AVAILABLE DATA |

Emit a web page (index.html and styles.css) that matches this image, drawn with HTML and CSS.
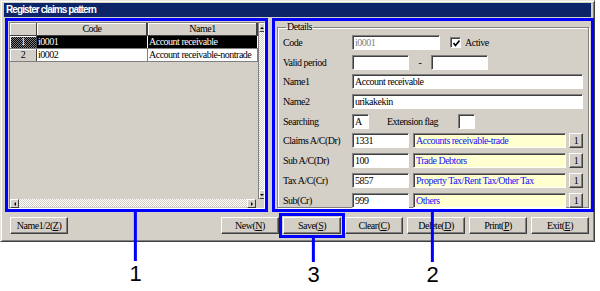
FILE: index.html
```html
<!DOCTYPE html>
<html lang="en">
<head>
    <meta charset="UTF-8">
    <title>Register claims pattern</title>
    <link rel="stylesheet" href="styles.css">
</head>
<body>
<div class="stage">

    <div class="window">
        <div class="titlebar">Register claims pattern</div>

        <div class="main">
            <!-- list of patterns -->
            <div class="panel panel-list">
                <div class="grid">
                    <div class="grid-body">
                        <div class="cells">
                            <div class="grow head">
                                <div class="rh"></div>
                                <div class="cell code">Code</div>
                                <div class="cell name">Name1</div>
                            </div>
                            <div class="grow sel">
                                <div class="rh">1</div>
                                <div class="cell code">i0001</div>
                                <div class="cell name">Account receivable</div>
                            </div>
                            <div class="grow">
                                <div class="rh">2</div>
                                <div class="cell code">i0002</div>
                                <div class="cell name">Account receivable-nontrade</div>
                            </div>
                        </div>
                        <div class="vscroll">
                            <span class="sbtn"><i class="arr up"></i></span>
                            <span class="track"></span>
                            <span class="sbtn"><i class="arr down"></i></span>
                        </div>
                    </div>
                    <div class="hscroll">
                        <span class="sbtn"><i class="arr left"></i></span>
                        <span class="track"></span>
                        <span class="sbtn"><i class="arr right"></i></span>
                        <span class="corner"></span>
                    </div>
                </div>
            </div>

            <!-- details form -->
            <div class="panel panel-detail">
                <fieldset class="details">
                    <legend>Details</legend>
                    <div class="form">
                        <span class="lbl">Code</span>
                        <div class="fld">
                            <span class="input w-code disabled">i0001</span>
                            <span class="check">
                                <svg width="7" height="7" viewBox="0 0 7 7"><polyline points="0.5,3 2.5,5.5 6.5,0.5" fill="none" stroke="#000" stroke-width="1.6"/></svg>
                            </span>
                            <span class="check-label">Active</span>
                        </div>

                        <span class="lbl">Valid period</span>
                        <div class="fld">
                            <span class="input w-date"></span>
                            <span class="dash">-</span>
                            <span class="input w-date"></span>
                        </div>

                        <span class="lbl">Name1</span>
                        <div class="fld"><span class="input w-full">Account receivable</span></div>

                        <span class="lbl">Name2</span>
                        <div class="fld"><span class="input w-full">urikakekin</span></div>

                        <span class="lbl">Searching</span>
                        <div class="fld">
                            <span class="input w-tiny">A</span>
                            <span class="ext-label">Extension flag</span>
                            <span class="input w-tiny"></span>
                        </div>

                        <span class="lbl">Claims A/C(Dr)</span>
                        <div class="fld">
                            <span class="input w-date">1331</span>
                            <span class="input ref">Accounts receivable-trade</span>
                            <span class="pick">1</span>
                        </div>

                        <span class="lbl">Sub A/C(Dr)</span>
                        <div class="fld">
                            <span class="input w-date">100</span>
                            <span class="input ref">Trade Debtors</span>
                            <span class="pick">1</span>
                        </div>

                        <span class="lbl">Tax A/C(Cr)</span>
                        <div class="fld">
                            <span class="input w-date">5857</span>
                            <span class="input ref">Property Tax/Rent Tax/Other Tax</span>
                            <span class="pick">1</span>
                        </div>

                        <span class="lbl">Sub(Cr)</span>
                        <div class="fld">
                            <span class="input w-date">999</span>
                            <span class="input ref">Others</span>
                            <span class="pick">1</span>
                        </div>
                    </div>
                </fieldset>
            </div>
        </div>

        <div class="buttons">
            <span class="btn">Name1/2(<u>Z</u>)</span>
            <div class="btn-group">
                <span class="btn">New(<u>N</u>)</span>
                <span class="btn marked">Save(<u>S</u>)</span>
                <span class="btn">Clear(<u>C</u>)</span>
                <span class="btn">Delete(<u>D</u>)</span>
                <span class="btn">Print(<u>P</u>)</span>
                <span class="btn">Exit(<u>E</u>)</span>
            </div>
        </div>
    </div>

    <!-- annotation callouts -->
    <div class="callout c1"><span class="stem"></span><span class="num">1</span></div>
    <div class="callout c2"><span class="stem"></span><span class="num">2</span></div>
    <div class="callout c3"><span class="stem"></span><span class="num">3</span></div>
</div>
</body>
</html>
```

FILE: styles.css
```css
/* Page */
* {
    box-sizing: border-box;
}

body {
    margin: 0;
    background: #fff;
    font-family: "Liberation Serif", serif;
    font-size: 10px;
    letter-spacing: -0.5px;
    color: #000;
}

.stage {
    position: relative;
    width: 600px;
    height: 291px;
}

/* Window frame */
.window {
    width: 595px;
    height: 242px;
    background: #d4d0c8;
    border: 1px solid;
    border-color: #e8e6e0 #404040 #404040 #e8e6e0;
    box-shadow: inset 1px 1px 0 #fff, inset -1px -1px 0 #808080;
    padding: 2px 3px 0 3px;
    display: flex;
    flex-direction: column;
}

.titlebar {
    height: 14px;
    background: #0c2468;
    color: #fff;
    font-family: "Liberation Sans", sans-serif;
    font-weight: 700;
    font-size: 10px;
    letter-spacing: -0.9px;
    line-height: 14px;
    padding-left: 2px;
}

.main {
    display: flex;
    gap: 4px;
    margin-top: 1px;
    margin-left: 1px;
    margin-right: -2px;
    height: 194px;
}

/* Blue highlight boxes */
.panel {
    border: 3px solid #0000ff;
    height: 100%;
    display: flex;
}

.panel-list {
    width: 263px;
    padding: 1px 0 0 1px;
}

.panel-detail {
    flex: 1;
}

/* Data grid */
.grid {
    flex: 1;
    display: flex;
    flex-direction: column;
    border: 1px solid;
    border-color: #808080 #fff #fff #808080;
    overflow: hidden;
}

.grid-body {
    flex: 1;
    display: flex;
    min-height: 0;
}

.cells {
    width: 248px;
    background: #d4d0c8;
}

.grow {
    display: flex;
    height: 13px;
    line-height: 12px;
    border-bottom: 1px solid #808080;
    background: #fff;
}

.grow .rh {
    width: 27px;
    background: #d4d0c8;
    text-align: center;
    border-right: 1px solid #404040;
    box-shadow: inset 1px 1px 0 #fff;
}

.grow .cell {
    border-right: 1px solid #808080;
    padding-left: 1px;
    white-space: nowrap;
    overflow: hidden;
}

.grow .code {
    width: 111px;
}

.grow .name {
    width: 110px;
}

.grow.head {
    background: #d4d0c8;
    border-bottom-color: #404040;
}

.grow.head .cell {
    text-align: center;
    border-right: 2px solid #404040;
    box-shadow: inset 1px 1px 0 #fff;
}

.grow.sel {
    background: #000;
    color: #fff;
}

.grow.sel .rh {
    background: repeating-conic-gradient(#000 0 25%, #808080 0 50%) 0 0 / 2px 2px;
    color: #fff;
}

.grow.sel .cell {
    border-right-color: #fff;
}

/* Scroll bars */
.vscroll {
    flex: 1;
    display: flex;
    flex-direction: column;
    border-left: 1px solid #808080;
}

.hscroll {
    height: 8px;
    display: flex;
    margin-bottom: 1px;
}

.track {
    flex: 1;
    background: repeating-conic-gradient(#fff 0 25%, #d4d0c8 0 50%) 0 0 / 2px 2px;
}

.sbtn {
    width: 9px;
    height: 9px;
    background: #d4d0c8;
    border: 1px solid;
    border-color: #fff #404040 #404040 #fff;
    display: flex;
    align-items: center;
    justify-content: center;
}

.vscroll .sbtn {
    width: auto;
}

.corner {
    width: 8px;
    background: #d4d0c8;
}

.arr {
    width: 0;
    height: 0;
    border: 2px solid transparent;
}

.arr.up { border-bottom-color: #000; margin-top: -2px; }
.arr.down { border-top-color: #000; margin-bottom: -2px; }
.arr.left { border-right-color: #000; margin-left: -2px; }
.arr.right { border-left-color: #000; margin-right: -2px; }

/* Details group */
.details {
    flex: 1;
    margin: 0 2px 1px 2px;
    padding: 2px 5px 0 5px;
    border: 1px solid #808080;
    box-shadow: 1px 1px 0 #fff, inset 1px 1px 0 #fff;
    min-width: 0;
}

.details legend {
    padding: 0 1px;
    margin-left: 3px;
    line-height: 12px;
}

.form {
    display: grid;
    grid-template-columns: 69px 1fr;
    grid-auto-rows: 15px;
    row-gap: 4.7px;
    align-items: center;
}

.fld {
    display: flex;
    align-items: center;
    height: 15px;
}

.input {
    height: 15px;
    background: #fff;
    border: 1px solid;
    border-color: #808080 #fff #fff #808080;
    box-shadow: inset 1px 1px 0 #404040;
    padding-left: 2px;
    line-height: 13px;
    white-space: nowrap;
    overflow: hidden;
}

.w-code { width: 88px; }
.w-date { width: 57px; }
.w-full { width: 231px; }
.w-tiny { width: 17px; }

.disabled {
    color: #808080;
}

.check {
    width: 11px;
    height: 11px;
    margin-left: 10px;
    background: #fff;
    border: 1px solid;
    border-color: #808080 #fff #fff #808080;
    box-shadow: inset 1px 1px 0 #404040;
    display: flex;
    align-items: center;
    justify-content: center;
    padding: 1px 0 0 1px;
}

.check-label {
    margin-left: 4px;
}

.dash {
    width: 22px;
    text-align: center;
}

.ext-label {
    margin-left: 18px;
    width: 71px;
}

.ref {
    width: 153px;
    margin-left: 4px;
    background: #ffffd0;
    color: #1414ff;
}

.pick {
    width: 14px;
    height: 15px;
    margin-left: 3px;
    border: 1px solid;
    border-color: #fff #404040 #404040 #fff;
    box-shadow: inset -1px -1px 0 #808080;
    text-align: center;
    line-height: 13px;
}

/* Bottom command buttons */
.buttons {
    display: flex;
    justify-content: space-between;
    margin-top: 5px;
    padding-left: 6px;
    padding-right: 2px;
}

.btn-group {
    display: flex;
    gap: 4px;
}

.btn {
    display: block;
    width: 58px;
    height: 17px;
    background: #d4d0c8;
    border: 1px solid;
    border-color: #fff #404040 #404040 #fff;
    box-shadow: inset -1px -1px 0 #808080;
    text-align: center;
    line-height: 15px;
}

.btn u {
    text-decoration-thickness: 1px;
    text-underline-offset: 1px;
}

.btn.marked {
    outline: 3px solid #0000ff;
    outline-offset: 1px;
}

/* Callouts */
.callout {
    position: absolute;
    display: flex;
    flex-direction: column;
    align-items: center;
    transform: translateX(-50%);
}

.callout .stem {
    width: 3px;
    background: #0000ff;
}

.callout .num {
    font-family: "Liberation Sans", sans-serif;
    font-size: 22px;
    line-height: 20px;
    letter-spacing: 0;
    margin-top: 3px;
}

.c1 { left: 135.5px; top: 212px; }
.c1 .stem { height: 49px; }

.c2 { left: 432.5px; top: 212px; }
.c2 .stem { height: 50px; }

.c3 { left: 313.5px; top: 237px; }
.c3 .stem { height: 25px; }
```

==

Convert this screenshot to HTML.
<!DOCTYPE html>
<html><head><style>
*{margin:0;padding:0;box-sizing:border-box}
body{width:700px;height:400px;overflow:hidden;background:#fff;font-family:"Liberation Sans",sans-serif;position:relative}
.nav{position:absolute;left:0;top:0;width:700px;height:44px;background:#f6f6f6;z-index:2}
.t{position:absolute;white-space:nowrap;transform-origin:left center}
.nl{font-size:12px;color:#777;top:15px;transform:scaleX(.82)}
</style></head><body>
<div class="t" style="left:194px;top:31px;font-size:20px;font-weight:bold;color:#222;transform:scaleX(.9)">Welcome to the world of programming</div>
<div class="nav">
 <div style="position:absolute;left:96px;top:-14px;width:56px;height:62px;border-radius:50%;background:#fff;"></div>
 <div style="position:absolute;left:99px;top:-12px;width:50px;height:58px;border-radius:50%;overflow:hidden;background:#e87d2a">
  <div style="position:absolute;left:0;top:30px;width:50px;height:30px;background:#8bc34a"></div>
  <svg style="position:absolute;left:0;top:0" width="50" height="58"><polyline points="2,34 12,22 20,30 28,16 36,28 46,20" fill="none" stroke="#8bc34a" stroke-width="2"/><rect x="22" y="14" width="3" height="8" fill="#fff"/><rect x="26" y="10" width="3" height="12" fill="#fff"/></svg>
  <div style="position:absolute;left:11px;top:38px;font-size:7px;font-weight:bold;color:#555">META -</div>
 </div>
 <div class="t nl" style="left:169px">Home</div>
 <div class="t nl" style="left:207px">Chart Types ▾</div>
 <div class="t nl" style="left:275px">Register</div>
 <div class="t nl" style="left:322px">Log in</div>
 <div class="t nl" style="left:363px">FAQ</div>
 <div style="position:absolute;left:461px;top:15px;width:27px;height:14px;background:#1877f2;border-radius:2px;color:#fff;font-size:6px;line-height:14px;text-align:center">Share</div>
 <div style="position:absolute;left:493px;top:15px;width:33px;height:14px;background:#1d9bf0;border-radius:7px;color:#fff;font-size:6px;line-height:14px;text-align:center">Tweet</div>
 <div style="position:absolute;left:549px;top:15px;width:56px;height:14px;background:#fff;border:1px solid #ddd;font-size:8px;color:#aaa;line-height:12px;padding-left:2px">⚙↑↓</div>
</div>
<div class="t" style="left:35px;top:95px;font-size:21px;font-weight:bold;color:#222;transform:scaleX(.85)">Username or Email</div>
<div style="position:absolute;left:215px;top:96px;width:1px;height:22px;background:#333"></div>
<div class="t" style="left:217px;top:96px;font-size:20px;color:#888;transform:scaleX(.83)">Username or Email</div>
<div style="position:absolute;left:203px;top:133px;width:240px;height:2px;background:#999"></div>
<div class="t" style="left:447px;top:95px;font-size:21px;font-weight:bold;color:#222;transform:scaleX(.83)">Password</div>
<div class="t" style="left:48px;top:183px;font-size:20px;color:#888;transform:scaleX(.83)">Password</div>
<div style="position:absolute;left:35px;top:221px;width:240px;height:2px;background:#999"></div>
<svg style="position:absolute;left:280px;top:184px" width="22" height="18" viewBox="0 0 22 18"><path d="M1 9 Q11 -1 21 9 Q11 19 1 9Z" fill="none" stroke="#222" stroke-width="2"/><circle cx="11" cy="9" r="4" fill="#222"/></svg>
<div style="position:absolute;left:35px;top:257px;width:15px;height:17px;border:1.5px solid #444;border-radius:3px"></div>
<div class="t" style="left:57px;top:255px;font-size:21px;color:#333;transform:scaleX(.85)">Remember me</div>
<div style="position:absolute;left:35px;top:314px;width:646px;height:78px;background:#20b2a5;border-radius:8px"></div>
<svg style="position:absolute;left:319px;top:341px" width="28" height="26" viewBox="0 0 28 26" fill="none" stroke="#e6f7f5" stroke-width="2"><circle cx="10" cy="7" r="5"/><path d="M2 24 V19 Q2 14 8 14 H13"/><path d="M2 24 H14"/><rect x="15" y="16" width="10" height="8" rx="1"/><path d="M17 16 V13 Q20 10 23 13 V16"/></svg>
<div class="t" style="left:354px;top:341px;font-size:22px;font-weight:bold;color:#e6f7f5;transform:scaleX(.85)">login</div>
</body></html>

REQUIRED WORK |
Copy each line above containing the string "this".

WRITTEN ANSWER |
Emit a web page (index.html and styles.css) that matches this image, drawn with HTML and CSS.
Convert this screenshot to HTML.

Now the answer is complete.